··· RECORDED DATA ···
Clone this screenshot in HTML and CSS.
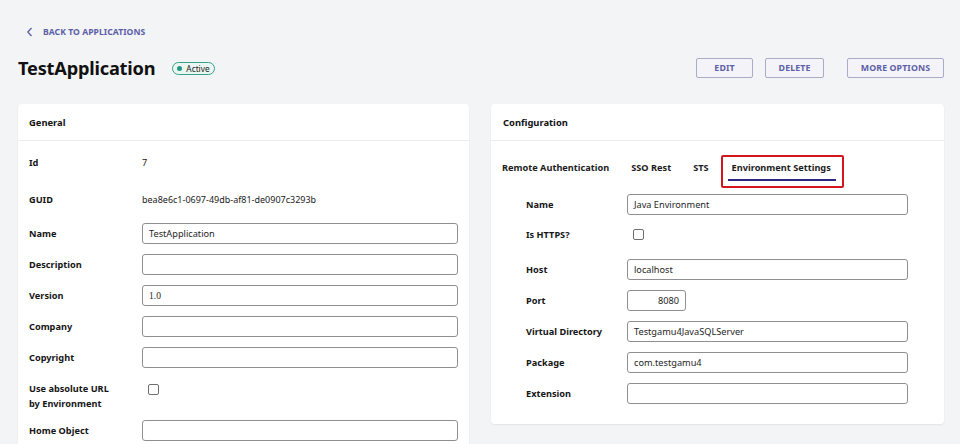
FILE: index.html
```html
<!DOCTYPE html>
<html lang="en">
<head>
<meta charset="utf-8">
<title>TestApplication</title>
<link rel="stylesheet" href="styles.css">
</head>
<body>
<div class="page">
  <a class="back" href="#">
    <svg class="chev" width="8" height="10" viewBox="0 0 8 10"><path d="M5.5 1 L1.8 5 L5.5 9" fill="none" stroke="#5c5fa8" stroke-width="1.3"/></svg>
    <span>BACK TO APPLICATIONS</span>
  </a>
  <div class="header">
    <div class="title-wrap">
      <h1 class="title">TestApplication</h1>
      <span class="badge"><span class="dot"></span>Active</span>
    </div>
    <div class="actions">
      <button class="btn">EDIT</button>
      <button class="btn">DELETE</button>
      <button class="btn btn-more">MORE OPTIONS</button>
    </div>
  </div>
  <div class="cards">
    <section class="card">
      <div class="card-head">General</div>
      <div class="card-body general">
        <div class="row info id-row"><div class="lbl">Id</div><div class="val">7</div></div>
        <div class="row info guid-row"><div class="lbl">GUID</div><div class="val">bea8e6c1-0697-49db-af81-de0907c3293b</div></div>
        <div class="row"><div class="lbl">Name</div><div class="inp">TestApplication</div></div>
        <div class="row"><div class="lbl">Description</div><div class="inp"></div></div>
        <div class="row"><div class="lbl">Version</div><div class="inp serif">1.0</div></div>
        <div class="row"><div class="lbl">Company</div><div class="inp"></div></div>
        <div class="row"><div class="lbl">Copyright</div><div class="inp"></div></div>
        <div class="row check-row"><div class="lbl two">Use absolute URL<br>by Environment</div><div class="cb cb-left"></div></div>
        <div class="row"><div class="lbl">Home Object</div><div class="inp"></div></div>
      </div>
    </section>
    <section class="card config">
      <div class="card-head">Configuration</div>
      <div class="card-body">
        <div class="tabs">
          <div class="tab">Remote Authentication</div>
          <div class="tab">SSO Rest</div>
          <div class="tab">STS</div>
          <div class="tab active"><span class="tab-label">Environment Settings</span></div>
        </div>
        <div class="env">
          <div class="row"><div class="lbl">Name</div><div class="inp">Java Environment</div></div>
          <div class="row cb-row"><div class="lbl">Is HTTPS?</div><div class="cb cb-right"></div></div>
          <div class="row"><div class="lbl">Host</div><div class="inp">localhost</div></div>
          <div class="row"><div class="lbl">Port</div><div class="inp port">8080</div></div>
          <div class="row"><div class="lbl">Virtual Directory</div><div class="inp">Testgamu4JavaSQLServer</div></div>
          <div class="row"><div class="lbl">Package</div><div class="inp">com.testgamu4</div></div>
          <div class="row"><div class="lbl">Extension</div><div class="inp"></div></div>
        </div>
      </div>
    </section>
  </div>
</div>
</body>
</html>
```
FILE: styles.css
```css
* { box-sizing: border-box; }
html, body { margin: 0; padding: 0; }
body {
  background: #f3f4f6;
  font-family: "Noto Sans", "Open Sans", sans-serif;
  color: #1b1b1b;
  width: 960px;
  height: 444px;
  overflow: hidden;
}
.page { padding: 25px 16px 0 18px; }
.back {
  display: flex;
  align-items: center;
  gap: 9px;
  margin-left: 8px;
  height: 14px;
  color: #5c5fa8;
  text-decoration: none;
  font-size: 8.6px;
  font-weight: 700;
  letter-spacing: 0.05px;
}
.header {
  display: flex;
  align-items: center;
  justify-content: space-between;
  margin-top: 17px;
  height: 24px;
}
.title-wrap { display: flex; align-items: center; gap: 17px; }
.title {
  margin: 0;
  font-size: 18.2px;
  font-weight: 700;
  letter-spacing: -0.2px;
  color: #111;
}
.badge {
  display: inline-flex;
  align-items: center;
  gap: 4px;
  height: 13px;
  padding: 0 4px 0 4px;
  border: 1px solid #35a08c;
  border-radius: 7px;
  background: #e9f6f2;
  font-size: 8.3px;
  color: #222;
  margin-top: 1px;
}
.dot { width: 5px; height: 5px; border-radius: 50%; background: #1f9a80; }
.actions { display: flex; gap: 12px; }
.btn {
  height: 20px;
  padding: 0;
  width: 57px;
  border: 1px solid #a9abc8;
  border-radius: 2px;
  background: #f4f4f8;
  color: #5d60a6;
  font-family: "Noto Sans", sans-serif;
  font-size: 8.8px;
  font-weight: 700;
  letter-spacing: 0.1px;
}
.btn:nth-child(2) { width: 59px; }
.btn-more { width: 97px; margin-left: 11px; }
.cards {
  display: grid;
  grid-template-columns: 451px 453px;
  gap: 22px;
  margin-top: 24px;
  align-items: start;
}
.card {
  background: #fff;
  border-radius: 4px;
  box-shadow: 0 1px 2px rgba(0,0,0,0.07);
}
.card-head {
  height: 37px;
  display: flex;
  align-items: center;
  padding-left: 11px;
  font-size: 9.4px;
  font-weight: 700;
  border-bottom: 1px solid #eceef1;
  color: #111;
}
.config .card-head { padding-left: 12px; }
.card-body { padding: 11px 11px 20px 11px; }
.general { height: 320px; }
.row {
  display: flex;
  align-items: center;
  height: 21px;
  margin-bottom: 10px;
}
.lbl {
  width: 113px;
  flex: none;
  font-size: 9.2px;
  font-weight: 700;
  color: #151515;
}
.lbl.two { line-height: 15px; }
.val { font-size: 9px; color: #222; }
.id-row { height: 20px; margin-bottom: 17px; }
.guid-row { height: 20px; margin-bottom: 14px; }
.check-row { height: 32px; align-items: flex-start; padding-top: 3px; }
.inp {
  flex: 1;
  height: 21px;
  border: 1px solid #8f8f8f;
  border-radius: 3px;
  background: #fff;
  font-size: 9.2px;
  padding-left: 6px;
  display: flex;
  align-items: center;
  color: #1e1e1e;
}
.inp.serif { font-family: "Liberation Serif", serif; font-size: 9.5px; }
.cb {
  width: 11px;
  height: 11px;
  border: 1px solid #6f6f6f;
  border-radius: 2px;
  background: #fff;
}
.cb-left { margin-left: 6px; margin-top: 3px; }
.cb-right { margin-left: 6px; }
.tabs {
  display: flex;
  align-items: flex-start;
  gap: 22px;
  height: 42px;
  padding-top: 9px;
  font-size: 9.2px;
  font-weight: 700;
}
.tab { line-height: 14px; }
.tab.active { position: relative; margin-left: 1px; }
.tab-label {
  display: inline-block;
  padding: 0 5px 4px 4px;
  margin-left: -4px;
  border-bottom: 2px solid #2a2880;
}
.tab.active::after {
  content: "";
  position: absolute;
  left: -11px;
  right: -8px;
  top: -6px;
  bottom: -7px;
  border: 2px solid #d3151f;
  border-radius: 2px;
}
.env { padding: 0 25px 0 24px; }
.env .lbl { width: 101px; }
.cb-row { height: 21px; margin-bottom: 14px; margin-top: -1px; }
.inp.port { flex: none; width: 59px; justify-content: flex-end; padding-right: 6px; }
.env .row:last-child { margin-bottom: 0; }
```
···
*WHAT IS BEING ASKED*
Set down the complete material exactly, but do not include the images.

*SOLUTION TO THIS PROBLEM*
Clone this screenshot in HTML and CSS.
FILE: index.html
```html
<!DOCTYPE html>
<html lang="en">
<head>
<meta charset="utf-8">
<title>TestApplication</title>
<link rel="stylesheet" href="styles.css">
</head>
<body>
<div class="page">
  <a class="back" href="#">
    <svg class="chev" width="8" height="10" viewBox="0 0 8 10"><path d="M5.5 1 L1.8 5 L5.5 9" fill="none" stroke="#5c5fa8" stroke-width="1.3"/></svg>
    <span>BACK TO APPLICATIONS</span>
  </a>
  <div class="header">
    <div class="title-wrap">
      <h1 class="title">TestApplication</h1>
      <span class="badge"><span class="dot"></span>Active</span>
    </div>
    <div class="actions">
      <button class="btn">EDIT</button>
      <button class="btn">DELETE</button>
      <button class="btn btn-more">MORE OPTIONS</button>
    </div>
  </div>
  <div class="cards">
    <section class="card">
      <div class="card-head">General</div>
      <div class="card-body general">
        <div class="row info id-row"><div class="lbl">Id</div><div class="val">7</div></div>
        <div class="row info guid-row"><div class="lbl">GUID</div><div class="val">bea8e6c1-0697-49db-af81-de0907c3293b</div></div>
        <div class="row"><div class="lbl">Name</div><div class="inp">TestApplication</div></div>
        <div class="row"><div class="lbl">Description</div><div class="inp"></div></div>
        <div class="row"><div class="lbl">Version</div><div class="inp serif">1.0</div></div>
        <div class="row"><div class="lbl">Company</div><div class="inp"></div></div>
        <div class="row"><div class="lbl">Copyright</div><div class="inp"></div></div>
        <div class="row check-row"><div class="lbl two">Use absolute URL<br>by Environment</div><div class="cb cb-left"></div></div>
        <div class="row"><div class="lbl">Home Object</div><div class="inp"></div></div>
      </div>
    </section>
    <section class="card config">
      <div class="card-head">Configuration</div>
      <div class="card-body">
        <div class="tabs">
          <div class="tab">Remote Authentication</div>
          <div class="tab">SSO Rest</div>
          <div class="tab">STS</div>
          <div class="tab active"><span class="tab-label">Environment Settings</span></div>
        </div>
        <div class="env">
          <div class="row"><div class="lbl">Name</div><div class="inp">Java Environment</div></div>
          <div class="row cb-row"><div class="lbl">Is HTTPS?</div><div class="cb cb-right"></div></div>
          <div class="row"><div class="lbl">Host</div><div class="inp">localhost</div></div>
          <div class="row"><div class="lbl">Port</div><div class="inp port">8080</div></div>
          <div class="row"><div class="lbl">Virtual Directory</div><div class="inp">Testgamu4JavaSQLServer</div></div>
          <div class="row"><div class="lbl">Package</div><div class="inp">com.testgamu4</div></div>
          <div class="row"><div class="lbl">Extension</div><div class="inp"></div></div>
        </div>
      </div>
    </section>
  </div>
</div>
</body>
</html>
```
FILE: styles.css
```css
* { box-sizing: border-box; }
html, body { margin: 0; padding: 0; }
body {
  background: #f3f4f6;
  font-family: "Noto Sans", "Open Sans", sans-serif;
  color: #1b1b1b;
  width: 960px;
  height: 444px;
  overflow: hidden;
}
.page { padding: 25px 16px 0 18px; }
.back {
  display: flex;
  align-items: center;
  gap: 9px;
  margin-left: 8px;
  height: 14px;
  color: #5c5fa8;
  text-decoration: none;
  font-size: 8.6px;
  font-weight: 700;
  letter-spacing: 0.05px;
}
.header {
  display: flex;
  align-items: center;
  justify-content: space-between;
  margin-top: 17px;
  height: 24px;
}
.title-wrap { display: flex; align-items: center; gap: 17px; }
.title {
  margin: 0;
  font-size: 18.2px;
  font-weight: 700;
  letter-spacing: -0.2px;
  color: #111;
}
.badge {
  display: inline-flex;
  align-items: center;
  gap: 4px;
  height: 13px;
  padding: 0 4px 0 4px;
  border: 1px solid #35a08c;
  border-radius: 7px;
  background: #e9f6f2;
  font-size: 8.3px;
  color: #222;
  margin-top: 1px;
}
.dot { width: 5px; height: 5px; border-radius: 50%; background: #1f9a80; }
.actions { display: flex; gap: 12px; }
.btn {
  height: 20px;
  padding: 0;
  width: 57px;
  border: 1px solid #a9abc8;
  border-radius: 2px;
  background: #f4f4f8;
  color: #5d60a6;
  font-family: "Noto Sans", sans-serif;
  font-size: 8.8px;
  font-weight: 700;
  letter-spacing: 0.1px;
}
.btn:nth-child(2) { width: 59px; }
.btn-more { width: 97px; margin-left: 11px; }
.cards {
  display: grid;
  grid-template-columns: 451px 453px;
  gap: 22px;
  margin-top: 24px;
  align-items: start;
}
.card {
  background: #fff;
  border-radius: 4px;
  box-shadow: 0 1px 2px rgba(0,0,0,0.07);
}
.card-head {
  height: 37px;
  display: flex;
  align-items: center;
  padding-left: 11px;
  font-size: 9.4px;
  font-weight: 700;
  border-bottom: 1px solid #eceef1;
  color: #111;
}
.config .card-head { padding-left: 12px; }
.card-body { padding: 11px 11px 20px 11px; }
.general { height: 320px; }
.row {
  display: flex;
  align-items: center;
  height: 21px;
  margin-bottom: 10px;
}
.lbl {
  width: 113px;
  flex: none;
  font-size: 9.2px;
  font-weight: 700;
  color: #151515;
}
.lbl.two { line-height: 15px; }
.val { font-size: 9px; color: #222; }
.id-row { height: 20px; margin-bottom: 17px; }
.guid-row { height: 20px; margin-bottom: 14px; }
.check-row { height: 32px; align-items: flex-start; padding-top: 3px; }
.inp {
  flex: 1;
  height: 21px;
  border: 1px solid #8f8f8f;
  border-radius: 3px;
  background: #fff;
  font-size: 9.2px;
  padding-left: 6px;
  display: flex;
  align-items: center;
  color: #1e1e1e;
}
.inp.serif { font-family: "Liberation Serif", serif; font-size: 9.5px; }
.cb {
  width: 11px;
  height: 11px;
  border: 1px solid #6f6f6f;
  border-radius: 2px;
  background: #fff;
}
.cb-left { margin-left: 6px; margin-top: 3px; }
.cb-right { margin-left: 6px; }
.tabs {
  display: flex;
  align-items: flex-start;
  gap: 22px;
  height: 42px;
  padding-top: 9px;
  font-size: 9.2px;
  font-weight: 700;
}
.tab { line-height: 14px; }
.tab.active { position: relative; margin-left: 1px; }
.tab-label {
  display: inline-block;
  padding: 0 5px 4px 4px;
  margin-left: -4px;
  border-bottom: 2px solid #2a2880;
}
.tab.active::after {
  content: "";
  position: absolute;
  left: -11px;
  right: -8px;
  top: -6px;
  bottom: -7px;
  border: 2px solid #d3151f;
  border-radius: 2px;
}
.env { padding: 0 25px 0 24px; }
.env .lbl { width: 101px; }
.cb-row { height: 21px; margin-bottom: 14px; margin-top: -1px; }
.inp.port { flex: none; width: 59px; justify-content: flex-end; padding-right: 6px; }
.env .row:last-child { margin-bottom: 0; }
```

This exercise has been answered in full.